In every new summary -- there are at least five in all -- a new route of destination and of communication is established. The text is, therefor, in its own structure, the center of an intense diffusion of messages. (Structural Analysis and Biblical Exegesis: Interpretational Essays, p. 18)
From Searching for Meaning it seems that -- at least potentially -- one of these layers is a phatic code.  But as remarked in Structural Analysis and Biblical Exegesis,
The story [Acts] in all the hierarchy of its levels affirms one and the same thing: communication is now possible, grace flows; the Gospel is offered to all.
And some terminology is introduced: "Barthes proposes to call diagrammatic such an agreement of the levels."

But whereas the text is structured,
Both the mythic and phatic codes are cultural, and intertextual – they are constituted by “certain types of deja-vu” (Barthes “Valdemar” 191), the already read. -- Essay: A Study in Textual Analysis: Angela Carter’s “The Company of Wolves”
Expanding that, I find Roland Barthes (Translated by Donald G. Marshall), “Textual Analysis of a Tale by Edgar Poe,” Poe Studies, June 1977, Vol.
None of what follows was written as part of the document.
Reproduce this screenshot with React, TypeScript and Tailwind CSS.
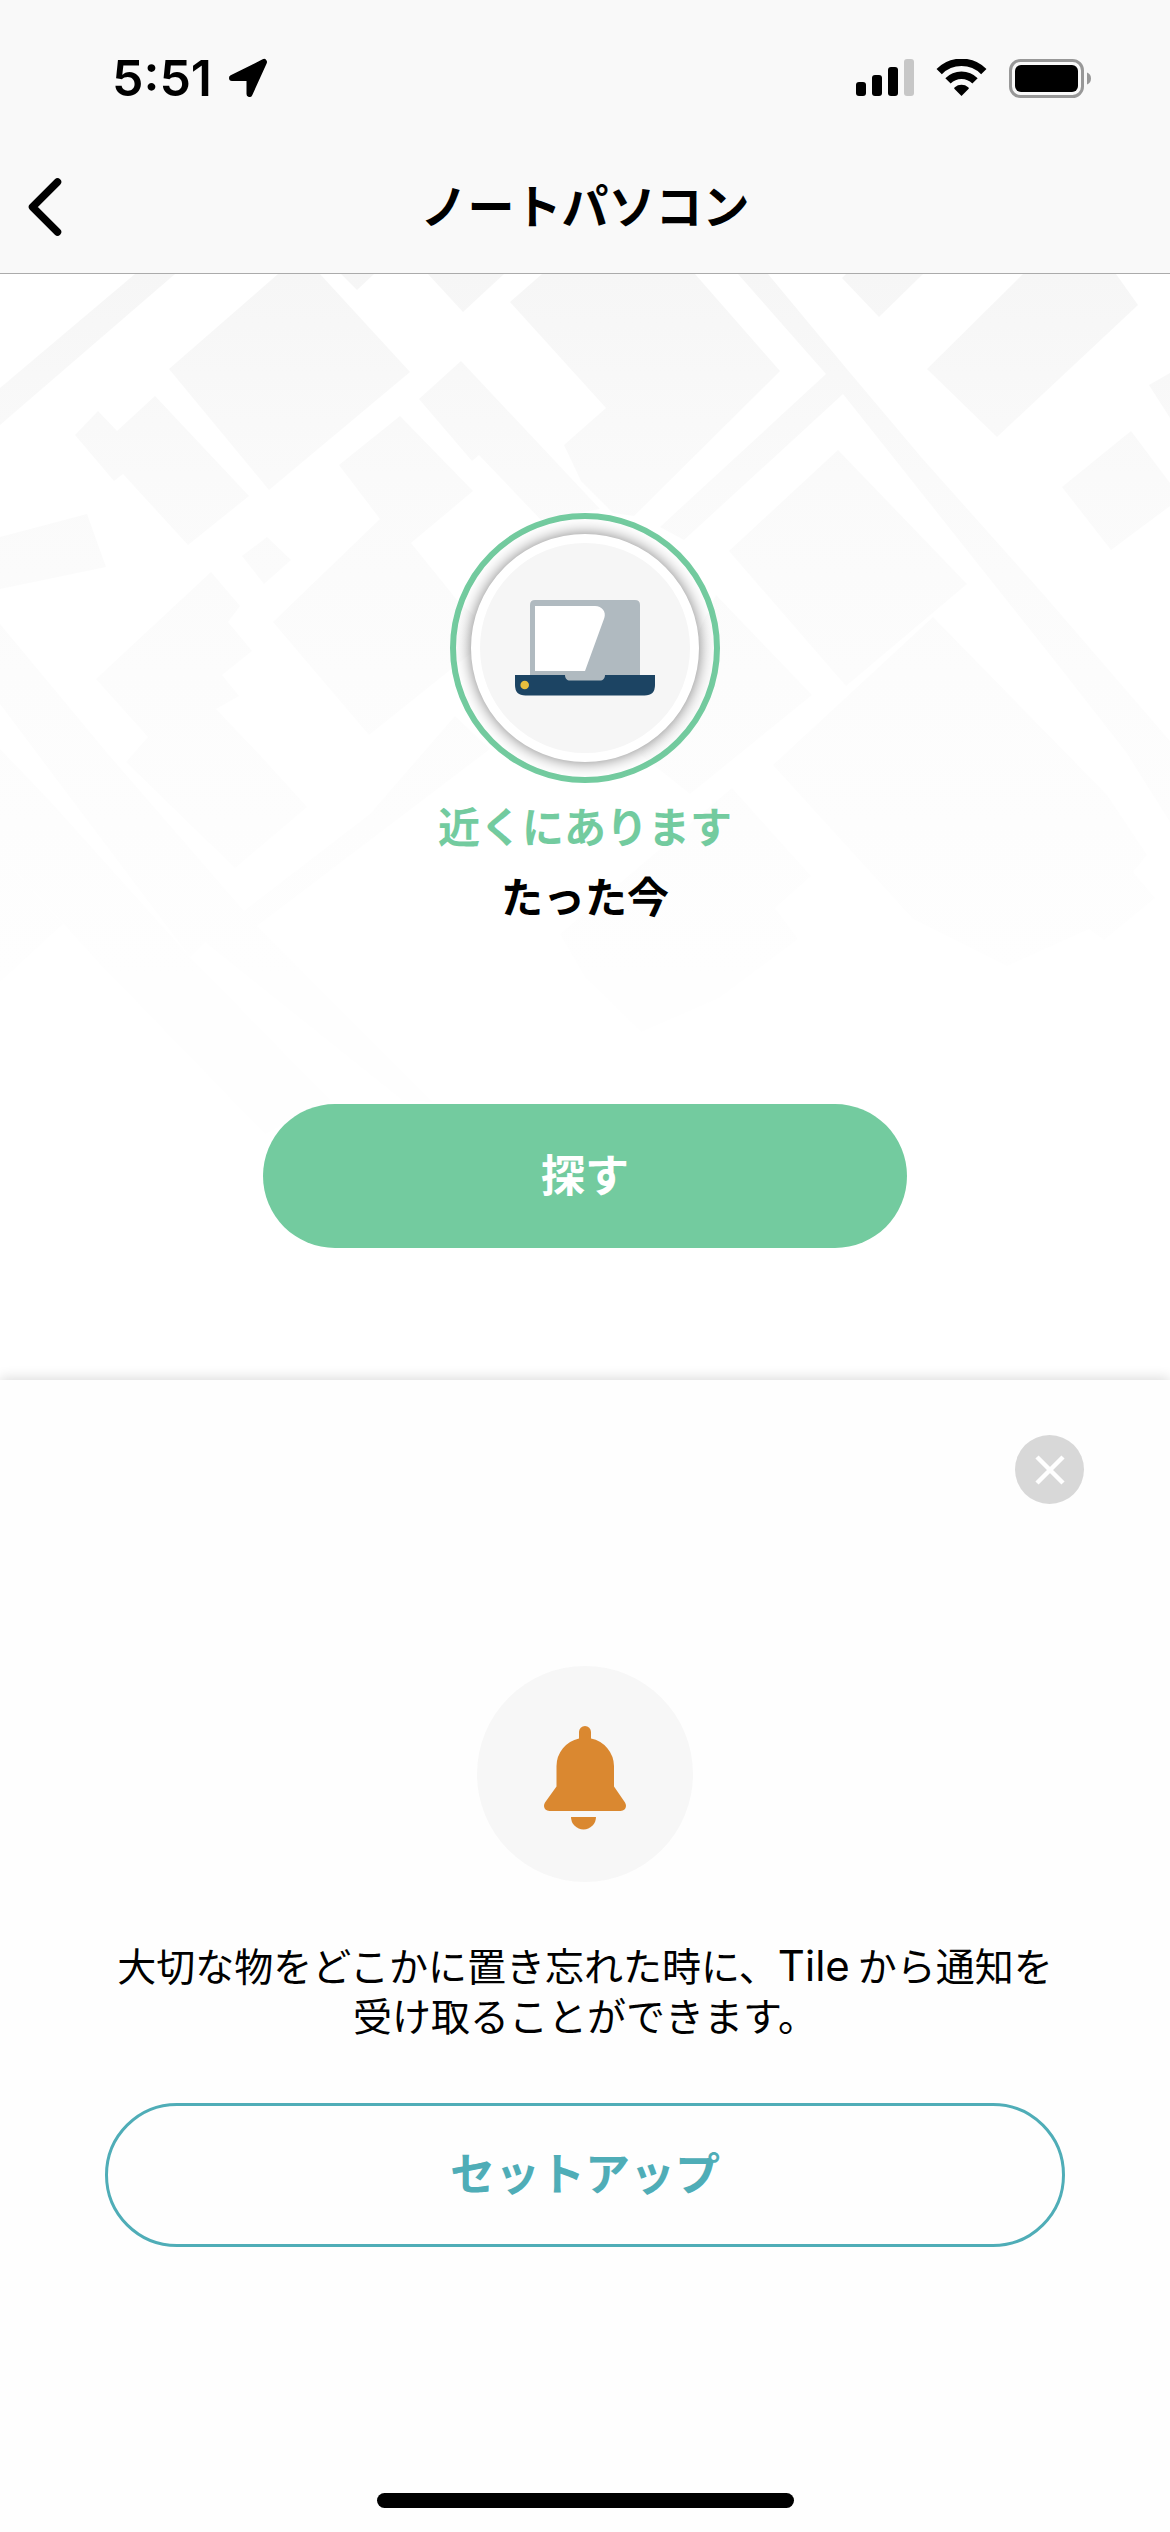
const blocks = [
  "135,0 175,0 0,151 0,114",
  "278,0 320,0 410,98 269,216 169,95",
  "341,0 374,0 357,16",
  "428,0 504,0 463,38",
  "542,0 695,0 780,97 634,242 613,239 581,207 564,171 606,134 510,28",
  "738,0 768,0 846,94 921,183 1044,321 1170,467 1170,548 1126,478 1051,382 843,120 684,266 660,253 826,100",
  "842,4 846,0 923,0 879,43",
  "1023,0 1116,0 1138,31 997,163 927,95",
  "1149,111 1170,99 1170,144",
  "1131,157 1170,209 1170,232 1111,276 1062,213",
  "838,176 967,310 846,412 729,277",
  "933,343 1107,521 1147,581 1133,598 1155,624 1104,666 1089,655 1007,692 913,645 773,491",
  "155,122 249,222 188,271 123,200 114,207 75,161 98,137 117,157",
  "461,87 600,235 541,246 479,181 472,187 419,125",
  "400,142 473,217 411,269 457,326 495,360 369,461 273,348 380,245 339,191",
  "267,263 291,286 264,310 242,282",
  "211,298 240,332 228,348 252,377 222,401 239,422 216,435 258,479 307,533 235,594 126,488 148,463 96,405",
  "87,240 106,293 0,315 0,263",
  "0,350 108,480 244,637 370,540 455,442 490,475 257,652 433,828 402,826 205,668 190,683 0,430",
  "0,475 49,526 190,683 330,826 265,860 100,690 0,580",
  "716,321 812,421 690,520 640,480",
  "732,514 811,602 775,634 798,665 719,724 641,758 585,703 560,660",
  "63,650 0,708 0,580",
];

function MapBackdrop() {
  return (
    <svg
      className="absolute inset-0 h-full w-full"
      viewBox="0 0 1170 1106"
      preserveAspectRatio="xMidYMin slice"
      aria-hidden="true"
    >
      <defs>
        <linearGradient id="fade" gradientUnits="userSpaceOnUse" x1="0" y1="0" x2="0" y2="1000">
          <stop offset="0" stopColor="#f6f6f6" />
          <stop offset="0.2" stopColor="#fafafa" />
          <stop offset="0.4" stopColor="#fcfcfc" />
          <stop offset="0.55" stopColor="#fdfdfd" />
          <stop offset="0.7" stopColor="#fefefe" />
          <stop offset="1" stopColor="#fefefe" />
        </linearGradient>
      </defs>
      <g fill="url(#fade)">
        {blocks.map((points) => (
          <polygon key={points} points={points} />
        ))}
      </g>
    </svg>
  );
}

function LocationArrow() {
  return (
    <svg width="40" height="40" viewBox="0 0 40 40" aria-hidden="true">
      <path
        d="M4 20 L36 4 L21.500 36 V20 Z"
        fill="#000"
        stroke="#000"
        strokeWidth="6"
        strokeLinejoin="round"
      />
    </svg>
  );
}

function Signal() {
  return (
    <svg width="58" height="38" viewBox="0 0 58 38" aria-label="電波">
      <rect x="0" y="23" width="10" height="14" rx="3" />
      <rect x="16" y="16" width="10" height="21" rx="3" />
      <rect x="32" y="8" width="10" height="29" rx="3" />
      <rect x="48" y="0" width="10" height="37" rx="3" fill="#c7c7c7" />
    </svg>
  );
}

function Wifi() {
  return (
    <svg width="51" height="38" viewBox="0 0 51 38" aria-label="Wi-Fi">
      <g fill="none" stroke="#000" strokeWidth="7.500">
        <path d="M3.200 12.600 A31.500 31.500 0 0 1 47.800 12.600" />
        <path d="M12 21.800 A19 19 0 0 1 39 21.800" />
      </g>
      <path d="M25.500 37 L18.300 29.800 Q17.800 29 18.800 28.200 A10.500 10.500 0 0 1 32.200 28.200 Q33.200 29 32.700 29.800 Z" />
    </svg>
  );
}

function Battery() {
  return (
    <svg width="83" height="39" viewBox="0 0 83 39" aria-label="バッテリー">
      <rect x="1.500" y="1.500" width="72" height="36" rx="10" fill="none" stroke="#989898" strokeWidth="3" />
      <rect x="6" y="6" width="63" height="27" rx="6" />
      <path d="M78 13.500 A6.500 6.500 0 0 1 78 25.500 Z" fill="#989898" />
    </svg>
  );
}

function Laptop() {
  return (
    <svg width="140" height="96" viewBox="0 0 140 96" aria-hidden="true">
      <path d="M15 82 V5 Q15 0 20 0 H120 Q125 0 125 5 V82 Z" fill="#b0bac0" />
      <path d="M20 6 H80 C87 6 91.500 12 89.300 18 L70 71 H20 Z" fill="#fff" />
      <path
        d="M0 75 H50 C50 78.500 52 80.500 55 80.500 H85 C88 80.500 90 78.500 90 75 H140 V85 Q140 95.500 129.500 95.500 H10.500 Q0 95.500 0 85 Z"
        fill="#1c4463"
      />
      <circle cx="9.700" cy="85" r="4.300" fill="#e8be3e" />
    </svg>
  );
}

function Bell() {
  return (
    <svg width="82" height="104" viewBox="0 0 82 104" fill="#da8830" aria-hidden="true">
      <path d="M35 12.500 V6 A6 6 0 0 1 47 6 V12.500 A28.500 28.500 0 0 1 70 40 V60.500 L81 76.500 C83.500 80.500 81 85 76.500 85 H5.500 C1 85 -1.500 80.500 1 76.500 L12.500 60.500 V40 A28.500 28.500 0 0 1 35 12.500 Z" />
      <path d="M27 91 H52 A12.500 12.500 0 0 1 27 91 Z" />
    </svg>
  );
}

export default function App() {
  return (
    <div
      lang="ja"
      className="flex min-h-screen flex-col bg-[#fefefe] font-['Inter','Noto_Sans_CJK_JP',sans-serif] text-black"
    >
      <header className="border-b border-[#ababab] bg-[#f9f9f9]">
        <div className="flex h-[156px] items-center justify-between pr-[78px] pl-28">
          <div className="flex items-center gap-4">
            <time className="text-[50px] leading-none font-semibold">5:51</time>
            <LocationArrow />
          </div>
          <div className="flex items-center gap-[22px]">
            <Signal />
            <Wifi />
            <Battery />
          </div>
        </div>
        <nav className="grid h-[117px] grid-cols-[1fr_auto_1fr] items-start">
          <button type="button" aria-label="戻る" className="w-24 pt-[22px] pl-7">
            <svg width="34" height="58" viewBox="0 0 34 58" fill="none" aria-hidden="true">
              <path
                d="M29.500 4 L4.500 29 L29.500 54"
                stroke="#000"
                strokeWidth="7.500"
                strokeLinecap="round"
                strokeLinejoin="round"
              />
            </svg>
          </button>
          <h1 className="pt-[18px] text-[47px] leading-[66px] font-bold">ノートパソコン</h1>
        </nav>
      </header>

      <main className="flex flex-1 flex-col">
        <section className="relative flex h-[1106px] flex-col items-center bg-white pt-[239px]">
          <MapBackdrop />
          <div className="relative flex size-[270px] items-center justify-center rounded-full border-[6px] border-[#73cb9f]">
            <div className="flex size-[228px] items-center justify-center rounded-full border-[9px] border-white bg-[#f6f6f6] shadow-[0_0_15px_rgba(0,0,0,0.5)]">
              <Laptop />
            </div>
          </div>
          <p className="relative mt-3 text-[42px] leading-[66px] font-bold text-[#73cb9f]">近くにあります</p>
          <p className="relative mt-1 text-[42px] leading-[66px] font-bold">たった今</p>
          <button
            type="button"
            className="relative mt-[173px] h-36 w-[55%] rounded-full bg-[#73cb9f] text-[44px] font-bold text-white"
          >
            探す
          </button>
        </section>

        <section className="relative flex flex-1 flex-col items-center bg-[#fefefe] px-[105px] pt-[55px] pb-6 shadow-[0_-2px_12px_rgba(0,0,0,0.14)]">
          <button
            type="button"
            aria-label="閉じる"
            className="-mr-[19px] flex size-[69px] items-center justify-center self-end rounded-full bg-[#d8d8d8]"
          >
            <svg width="30" height="30" viewBox="0 0 30 30" aria-hidden="true">
              <path d="M2 2 L28 28 M28 2 L2 28" stroke="#fff" strokeWidth="4.500" />
            </svg>
          </button>
          <div className="mt-[162px] flex size-[216px] items-center justify-center rounded-full bg-[#f7f7f7] pt-2">
            <Bell />
          </div>
          <p className="mt-[60px] text-center text-[39px] leading-[50px] font-normal">
            大切な物をどこかに置き忘れた時に、
            <span className="mr-2 text-[42px] leading-none">Tile</span>から通知を
            <br />
            受け取ることができます。
          </p>
          <button
            type="button"
            className="mt-[61px] h-36 w-full rounded-full border-[3px] border-[#4fadb7] text-[45px] font-bold text-[#4fadb7]"
          >
            セットアップ
          </button>
          <div className="mt-auto h-[15px] w-[417px] rounded-full bg-black" />
        </section>
      </main>
    </div>
  );
}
X, No. 1, 10:1-12, in which there is the following interesting quote:
The code of communication could also be called the code of the destination. Communication should be understood in a restricted sense. It does not cover all the signification in a text, still less its signifying; it designates only every relation which, in the text, is uttered as an address (this is the situation with the “phatic” code, which bears the burden of accentuating the relation between narrator and reader), or as an exchange (the narrative is exchanged for truth, for life). In sum, communication should here be understood in an economic sense (communication, circulation of commodities).
And near the conclusion of this essay, a now very Fight Club-like (and also Bakhtin-like) point: "Undecidability is not a weakness, but a structural condition of narration: there is no univocal determination of the utterance: in an utterance, many codes, many voices, are there, without prevalency...  one can no longer point out who speaks and when one only asserts that there begins to speak."